Kemenkes Desak Daerah Aktif Terapkan Kawasan Tanpa Rokok
Kementerian Kesehatan (Kemenkes) mendesak pemerintah daerah untuk aktif menerapkan Kawasan Tanpa Rokok (KTR) guna mengurangi paparan asap rokok bagi non-perokok, seiring dengan diterbitkannya PP Nomor 28 Tahun 2024.
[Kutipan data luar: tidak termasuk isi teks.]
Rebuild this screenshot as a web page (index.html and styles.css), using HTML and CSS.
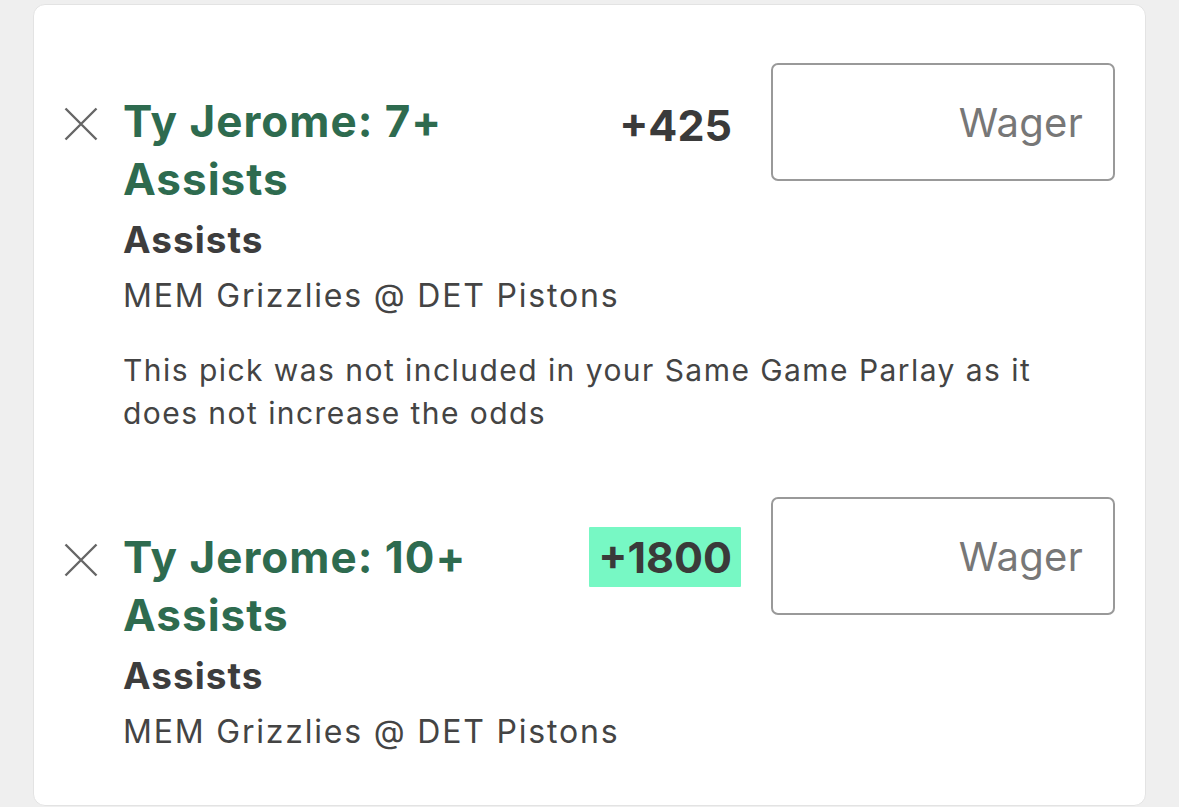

Kementerian Kesehatan (Kemenkes) Republik Indonesia menyerukan kepada seluruh pemerintah daerah di Indonesia untuk meningkatkan upaya penerapan Kawasan Tanpa Rokok (KTR). Seruan ini dilatarbelakangi oleh keprihatinan atas paparan asap rokok terhadap masyarakat non-perokok. Langkah ini juga sejalan dengan Peraturan Pemerintah (PP) Nomor 28 Tahun 2024 tentang Kesehatan yang baru saja diterbitkan.
Ketua Tim Kerja Pengendalian Penyakit Akibat Tembakau Kemenkes, Benget Saragih, menekankan pentingnya peran aktif pemerintah daerah dalam implementasi KTR. "Kebijakan KTR ini tidak boleh berhenti di level pemerintah pusat saja. Daerah juga harus bergerak aktif karena ranah implementasinya ada di sana,” ujar Benget dalam keterangan resmi di Jakarta, Minggu (27/4).
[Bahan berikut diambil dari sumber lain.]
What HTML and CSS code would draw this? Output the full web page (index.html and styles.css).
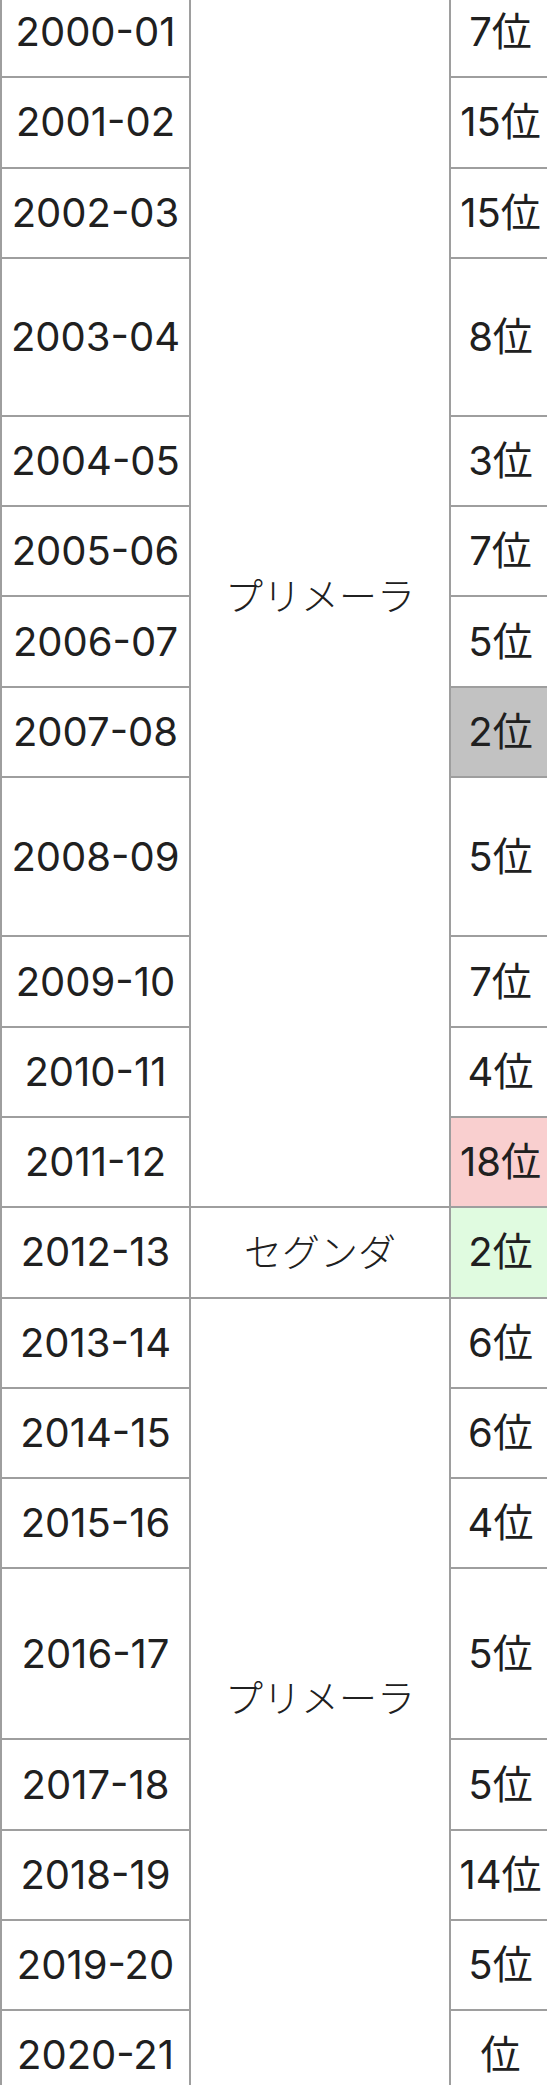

Peraturan Pemerintah Nomor 28 Tahun 2024 menjadi landasan hukum yang kuat bagi upaya pengendalian konsumsi rokok, terutama di kalangan anak-anak dan remaja. Penerapan KTR di daerah diharapkan dapat menjadi salah satu strategi efektif dalam mengurangi dampak buruk paparan asap rokok.
Peran Daerah dan Harmonisasi Regulasi
Direktur Produk Hukum Daerah Kementerian Dalam Negeri (Kemendagri), Imelda, mengingatkan bahwa otonomi daerah tidak hanya soal kewenangan, tetapi juga tanggung jawab. Ia menyoroti pentingnya penyusunan peraturan daerah (perda) yang partisipatif dan harmonis dengan regulasi nasional. "Kebijakan yang baik harus menjawab persoalan daerah, tidak hanya copy-paste dari atas,” tegas Imelda.
Kemendagri juga menekankan pentingnya penguatan peran pemerintah daerah agar produk hukum daerah tidak tumpang tindih dan efektif. Hal ini sejalan dengan target peningkatan Indeks Kepatuhan Daerah dalam penyusunan dan implementasi Perda tentang KTR.
Pentingnya partisipasi masyarakat dalam penyusunan Perda KTR juga ditekankan. Perda yang disusun secara partisipatif diharapkan dapat lebih efektif dan mengakomodasi kebutuhan masyarakat setempat.
Upaya penyederhanaan regulasi dan peningkatan kualitas Perda KTR menjadi fokus utama Kemendagri. Hal ini bertujuan untuk menciptakan regulasi yang lebih efektif dan mudah diimplementasikan di daerah.
Pemantauan Kualitas Udara di Yogyakarta
Hasil survei pemantauan kualitas udara di sembilan titik KTR di Kota Yogyakarta oleh Indonesian Youth Council for Tactical Changes (IYCTC) menunjukkan hasil yang memprihatinkan. Beberapa lokasi, seperti restoran di pusat kota, menunjukkan tingkat PM2.5 yang mencapai kategori beracun.
Survei tersebut juga menemukan pelanggaran berupa aktivitas merokok di area KTR, keberadaan asbak, dan penjualan rokok di lokasi yang seharusnya bebas rokok. "Artinya, ketika ada tempat khusus merokok di dalam ruangan, polusi asapnya tetap menyebar ke ruangan lain,” ungkap Ni Made Shellasih dari IYCTC.
Temuan ini menunjukkan perlunya peningkatan pengawasan dan penegakan aturan KTR di daerah. Sosialisasi dan edukasi kepada masyarakat juga sangat penting untuk meningkatkan kesadaran akan pentingnya KTR.
Data lapangan dari survei IYCTC ini menjadi bukti nyata perlunya komitmen yang lebih kuat dari pemerintah daerah dalam menerapkan dan mengawasi KTR. Partisipasi aktif masyarakat juga sangat penting untuk menciptakan lingkungan yang sehat dan bebas dari asap rokok.
Kesimpulannya, penerapan KTR membutuhkan komitmen dan kerja sama yang kuat antara pemerintah pusat dan daerah, serta partisipasi aktif masyarakat. Peraturan Pemerintah Nomor 28 Tahun 2024 diharapkan dapat menjadi pendorong bagi upaya pengendalian dampak buruk rokok di Indonesia.